Goal of the exercise ::
Carry none of the pictures over; write out the complete data exactly.

Dataset ::
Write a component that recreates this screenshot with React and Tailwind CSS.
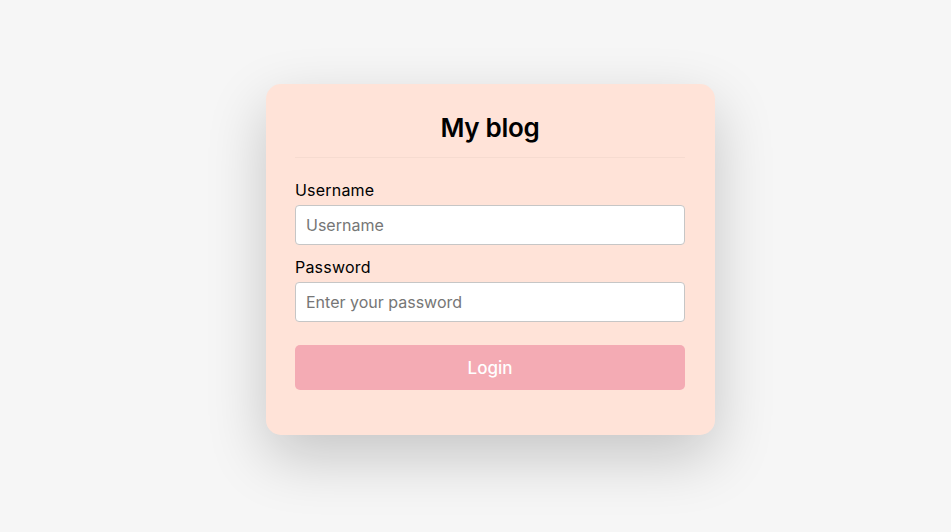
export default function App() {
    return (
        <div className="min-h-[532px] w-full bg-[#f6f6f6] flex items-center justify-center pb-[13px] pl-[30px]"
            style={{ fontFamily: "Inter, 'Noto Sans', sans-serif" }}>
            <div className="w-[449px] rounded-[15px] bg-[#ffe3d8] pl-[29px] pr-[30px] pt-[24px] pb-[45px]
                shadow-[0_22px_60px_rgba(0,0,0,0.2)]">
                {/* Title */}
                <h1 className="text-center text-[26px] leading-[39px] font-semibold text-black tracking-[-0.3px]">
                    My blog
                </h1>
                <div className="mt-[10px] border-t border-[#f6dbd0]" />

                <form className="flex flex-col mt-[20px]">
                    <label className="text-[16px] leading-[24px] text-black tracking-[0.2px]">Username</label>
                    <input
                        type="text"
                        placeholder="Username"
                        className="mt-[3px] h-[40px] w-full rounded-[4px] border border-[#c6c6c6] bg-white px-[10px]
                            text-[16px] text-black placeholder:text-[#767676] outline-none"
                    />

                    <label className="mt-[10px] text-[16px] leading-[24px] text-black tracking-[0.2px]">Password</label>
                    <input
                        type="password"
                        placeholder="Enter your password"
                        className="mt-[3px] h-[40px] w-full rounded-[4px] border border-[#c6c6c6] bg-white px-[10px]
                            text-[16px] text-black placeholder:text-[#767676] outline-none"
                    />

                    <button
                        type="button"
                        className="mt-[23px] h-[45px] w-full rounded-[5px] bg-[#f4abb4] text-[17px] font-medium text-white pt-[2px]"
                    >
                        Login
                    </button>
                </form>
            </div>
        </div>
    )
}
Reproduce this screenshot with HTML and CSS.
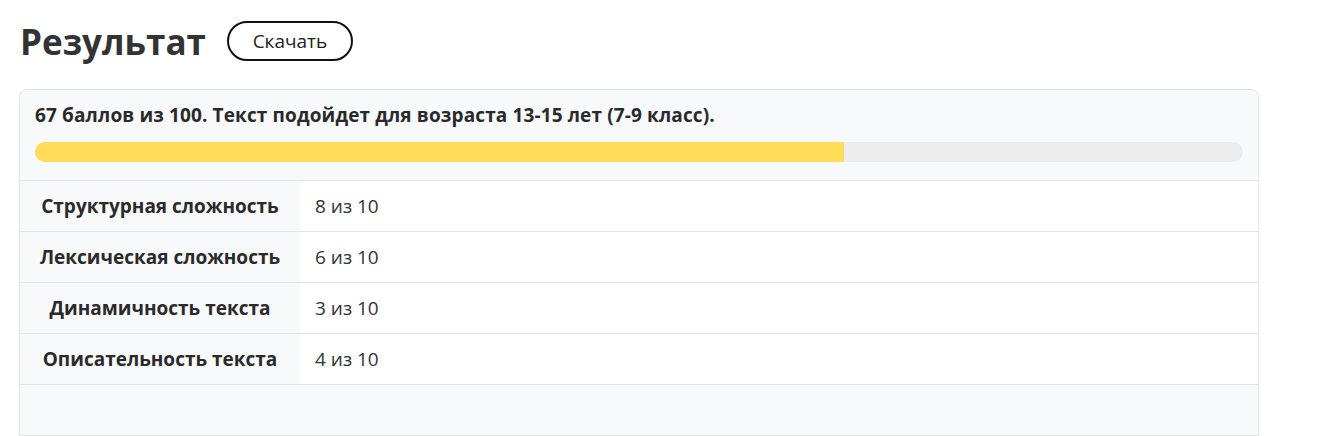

The completed task ::
Write a component that recreates this screenshot with React and Tailwind CSS.
export default function App() {
    return (
        <div className="min-h-[532px] w-full bg-[#f6f6f6] flex items-center justify-center pb-[13px] pl-[30px]"
            style={{ fontFamily: "Inter, 'Noto Sans', sans-serif" }}>
            <div className="w-[449px] rounded-[15px] bg-[#ffe3d8] pl-[29px] pr-[30px] pt-[24px] pb-[45px]
                shadow-[0_22px_60px_rgba(0,0,0,0.2)]">
                {/* Title */}
                <h1 className="text-center text-[26px] leading-[39px] font-semibold text-black tracking-[-0.3px]">
                    My blog
                </h1>
                <div className="mt-[10px] border-t border-[#f6dbd0]" />

                <form className="flex flex-col mt-[20px]">
                    <label className="text-[16px] leading-[24px] text-black tracking-[0.2px]">Username</label>
                    <input
                        type="text"
                        placeholder="Username"
                        className="mt-[3px] h-[40px] w-full rounded-[4px] border border-[#c6c6c6] bg-white px-[10px]
                            text-[16px] text-black placeholder:text-[#767676] outline-none"
                    />

                    <label className="mt-[10px] text-[16px] leading-[24px] text-black tracking-[0.2px]">Password</label>
                    <input
                        type="password"
                        placeholder="Enter your password"
                        className="mt-[3px] h-[40px] w-full rounded-[4px] border border-[#c6c6c6] bg-white px-[10px]
                            text-[16px] text-black placeholder:text-[#767676] outline-none"
                    />

                    <button
                        type="button"
                        className="mt-[23px] h-[45px] w-full rounded-[5px] bg-[#f4abb4] text-[17px] font-medium text-white pt-[2px]"
                    >
                        Login
                    </button>
                </form>
            </div>
        </div>
    )
}
Reproduce this screenshot with HTML and CSS.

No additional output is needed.